- [SUPPLIED INFORMATION]:
+ + + +
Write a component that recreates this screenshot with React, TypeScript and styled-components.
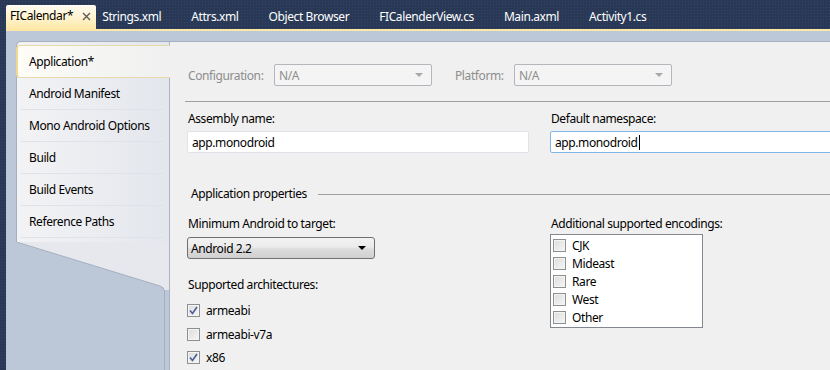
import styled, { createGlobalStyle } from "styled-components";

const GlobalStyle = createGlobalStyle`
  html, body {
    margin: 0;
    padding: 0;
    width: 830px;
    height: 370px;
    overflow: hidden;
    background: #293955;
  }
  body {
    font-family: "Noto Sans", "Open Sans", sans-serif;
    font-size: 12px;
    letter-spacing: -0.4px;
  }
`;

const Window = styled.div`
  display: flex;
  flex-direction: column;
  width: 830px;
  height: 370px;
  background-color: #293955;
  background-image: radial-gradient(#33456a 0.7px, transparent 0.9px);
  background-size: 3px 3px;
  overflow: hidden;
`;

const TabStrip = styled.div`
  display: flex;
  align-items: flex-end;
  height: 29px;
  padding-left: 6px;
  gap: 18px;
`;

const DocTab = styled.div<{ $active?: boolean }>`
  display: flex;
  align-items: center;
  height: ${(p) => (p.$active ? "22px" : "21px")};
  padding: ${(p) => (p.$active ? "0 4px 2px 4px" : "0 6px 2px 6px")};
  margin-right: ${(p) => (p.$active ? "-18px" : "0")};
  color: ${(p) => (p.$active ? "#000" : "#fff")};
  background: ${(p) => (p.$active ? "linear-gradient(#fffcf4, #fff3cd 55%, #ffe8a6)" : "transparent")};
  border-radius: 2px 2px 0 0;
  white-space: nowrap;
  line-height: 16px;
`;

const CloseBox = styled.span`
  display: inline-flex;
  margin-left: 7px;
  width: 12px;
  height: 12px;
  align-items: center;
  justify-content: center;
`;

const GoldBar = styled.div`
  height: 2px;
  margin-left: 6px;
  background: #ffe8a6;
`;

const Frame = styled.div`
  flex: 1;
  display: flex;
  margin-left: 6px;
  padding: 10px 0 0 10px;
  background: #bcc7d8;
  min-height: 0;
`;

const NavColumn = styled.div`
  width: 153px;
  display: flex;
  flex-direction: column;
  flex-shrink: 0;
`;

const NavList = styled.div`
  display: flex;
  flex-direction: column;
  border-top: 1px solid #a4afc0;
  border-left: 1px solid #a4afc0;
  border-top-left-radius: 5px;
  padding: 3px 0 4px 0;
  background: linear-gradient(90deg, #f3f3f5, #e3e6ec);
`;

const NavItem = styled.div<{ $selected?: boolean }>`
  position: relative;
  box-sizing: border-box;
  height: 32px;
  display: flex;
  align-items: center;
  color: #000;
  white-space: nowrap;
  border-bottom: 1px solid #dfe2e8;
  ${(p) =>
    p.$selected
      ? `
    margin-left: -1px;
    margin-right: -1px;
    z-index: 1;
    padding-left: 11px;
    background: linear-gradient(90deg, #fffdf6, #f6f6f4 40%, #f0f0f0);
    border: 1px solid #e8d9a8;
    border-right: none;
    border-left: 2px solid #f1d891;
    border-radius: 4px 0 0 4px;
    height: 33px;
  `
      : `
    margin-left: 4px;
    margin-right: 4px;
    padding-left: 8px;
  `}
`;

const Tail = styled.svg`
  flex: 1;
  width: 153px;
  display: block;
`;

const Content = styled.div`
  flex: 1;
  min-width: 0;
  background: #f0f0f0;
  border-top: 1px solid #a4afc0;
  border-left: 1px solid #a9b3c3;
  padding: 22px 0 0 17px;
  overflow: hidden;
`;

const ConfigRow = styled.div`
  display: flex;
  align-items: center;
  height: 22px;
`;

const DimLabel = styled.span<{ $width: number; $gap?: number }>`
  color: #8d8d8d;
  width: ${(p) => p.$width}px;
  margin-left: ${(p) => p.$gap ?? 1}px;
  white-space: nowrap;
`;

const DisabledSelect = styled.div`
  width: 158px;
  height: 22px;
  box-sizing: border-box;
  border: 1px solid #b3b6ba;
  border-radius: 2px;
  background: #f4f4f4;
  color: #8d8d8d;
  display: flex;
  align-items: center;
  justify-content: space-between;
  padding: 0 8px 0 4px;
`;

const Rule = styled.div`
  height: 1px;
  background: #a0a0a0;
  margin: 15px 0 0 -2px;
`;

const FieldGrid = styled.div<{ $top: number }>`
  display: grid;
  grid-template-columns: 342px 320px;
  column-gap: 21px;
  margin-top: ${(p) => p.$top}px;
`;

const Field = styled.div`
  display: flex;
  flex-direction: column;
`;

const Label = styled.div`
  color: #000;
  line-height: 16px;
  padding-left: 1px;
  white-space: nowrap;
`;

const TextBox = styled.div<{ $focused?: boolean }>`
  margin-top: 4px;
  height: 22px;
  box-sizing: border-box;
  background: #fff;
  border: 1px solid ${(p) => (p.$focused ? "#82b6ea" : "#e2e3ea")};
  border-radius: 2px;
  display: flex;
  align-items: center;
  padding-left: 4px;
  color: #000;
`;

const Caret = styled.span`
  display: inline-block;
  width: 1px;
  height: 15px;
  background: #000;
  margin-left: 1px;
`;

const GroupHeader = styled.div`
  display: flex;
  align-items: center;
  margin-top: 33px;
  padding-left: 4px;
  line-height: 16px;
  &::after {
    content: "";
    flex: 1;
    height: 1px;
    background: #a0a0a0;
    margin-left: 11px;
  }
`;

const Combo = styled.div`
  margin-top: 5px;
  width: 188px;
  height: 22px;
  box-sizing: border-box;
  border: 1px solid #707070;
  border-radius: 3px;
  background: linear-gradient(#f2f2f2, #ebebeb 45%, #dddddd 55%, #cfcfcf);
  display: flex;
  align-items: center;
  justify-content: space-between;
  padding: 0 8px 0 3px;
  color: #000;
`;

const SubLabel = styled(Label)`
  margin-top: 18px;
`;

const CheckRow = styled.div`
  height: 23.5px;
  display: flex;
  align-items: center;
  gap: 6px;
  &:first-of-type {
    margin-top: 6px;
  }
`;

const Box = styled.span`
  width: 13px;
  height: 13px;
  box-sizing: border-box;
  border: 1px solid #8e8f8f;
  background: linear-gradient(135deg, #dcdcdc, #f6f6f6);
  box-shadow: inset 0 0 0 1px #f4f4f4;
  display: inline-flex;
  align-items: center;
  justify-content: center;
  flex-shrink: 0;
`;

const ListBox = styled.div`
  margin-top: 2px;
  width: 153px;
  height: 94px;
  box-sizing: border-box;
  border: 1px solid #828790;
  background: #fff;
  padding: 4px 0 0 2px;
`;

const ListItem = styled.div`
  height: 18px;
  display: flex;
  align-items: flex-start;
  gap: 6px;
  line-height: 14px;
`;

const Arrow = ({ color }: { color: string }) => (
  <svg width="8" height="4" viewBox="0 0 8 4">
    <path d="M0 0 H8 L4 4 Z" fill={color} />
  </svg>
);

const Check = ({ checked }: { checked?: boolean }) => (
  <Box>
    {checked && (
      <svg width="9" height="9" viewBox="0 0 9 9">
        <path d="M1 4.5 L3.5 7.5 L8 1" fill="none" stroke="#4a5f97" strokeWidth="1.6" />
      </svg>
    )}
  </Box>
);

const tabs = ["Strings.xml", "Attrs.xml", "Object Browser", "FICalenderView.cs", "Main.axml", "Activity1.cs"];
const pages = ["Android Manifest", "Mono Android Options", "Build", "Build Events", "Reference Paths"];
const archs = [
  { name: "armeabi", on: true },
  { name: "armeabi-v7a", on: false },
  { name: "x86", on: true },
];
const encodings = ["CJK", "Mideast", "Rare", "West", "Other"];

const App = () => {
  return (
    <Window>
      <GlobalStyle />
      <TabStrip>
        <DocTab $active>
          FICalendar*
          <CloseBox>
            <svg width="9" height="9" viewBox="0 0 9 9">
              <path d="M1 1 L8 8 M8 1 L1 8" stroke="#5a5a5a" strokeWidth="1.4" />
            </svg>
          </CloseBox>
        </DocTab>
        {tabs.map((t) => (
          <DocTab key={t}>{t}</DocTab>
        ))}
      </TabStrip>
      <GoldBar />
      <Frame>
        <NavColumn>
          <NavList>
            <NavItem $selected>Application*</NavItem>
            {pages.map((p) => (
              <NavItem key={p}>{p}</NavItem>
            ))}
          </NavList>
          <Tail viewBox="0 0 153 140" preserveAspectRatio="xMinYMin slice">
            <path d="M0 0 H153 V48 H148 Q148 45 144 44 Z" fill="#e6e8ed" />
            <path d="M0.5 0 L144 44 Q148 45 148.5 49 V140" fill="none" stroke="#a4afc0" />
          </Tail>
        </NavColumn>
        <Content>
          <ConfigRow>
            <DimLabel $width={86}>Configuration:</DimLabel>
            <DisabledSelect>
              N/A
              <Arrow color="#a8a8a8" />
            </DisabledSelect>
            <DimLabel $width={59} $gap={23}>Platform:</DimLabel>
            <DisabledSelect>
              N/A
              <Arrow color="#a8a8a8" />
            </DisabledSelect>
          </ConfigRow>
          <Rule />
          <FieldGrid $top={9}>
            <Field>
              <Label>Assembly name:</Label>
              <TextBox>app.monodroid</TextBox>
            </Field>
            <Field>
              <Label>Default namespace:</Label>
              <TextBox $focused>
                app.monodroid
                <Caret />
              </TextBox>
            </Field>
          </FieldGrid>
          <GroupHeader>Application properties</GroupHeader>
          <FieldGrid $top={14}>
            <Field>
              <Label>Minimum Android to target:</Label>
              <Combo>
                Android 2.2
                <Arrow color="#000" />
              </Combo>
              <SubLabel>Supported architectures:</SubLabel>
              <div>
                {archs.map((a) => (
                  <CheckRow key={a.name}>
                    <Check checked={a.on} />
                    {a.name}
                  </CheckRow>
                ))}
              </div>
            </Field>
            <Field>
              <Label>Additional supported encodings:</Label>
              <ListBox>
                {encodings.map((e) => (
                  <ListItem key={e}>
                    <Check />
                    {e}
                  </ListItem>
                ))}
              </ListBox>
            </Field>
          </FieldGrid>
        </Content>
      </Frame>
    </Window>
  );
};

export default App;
+ + + +
Locate all lines in the listing above with the word "components". Copy them.

Write a component that recreates this screenshot with React, TypeScript and styled-components.
import styled, { createGlobalStyle } from "styled-components";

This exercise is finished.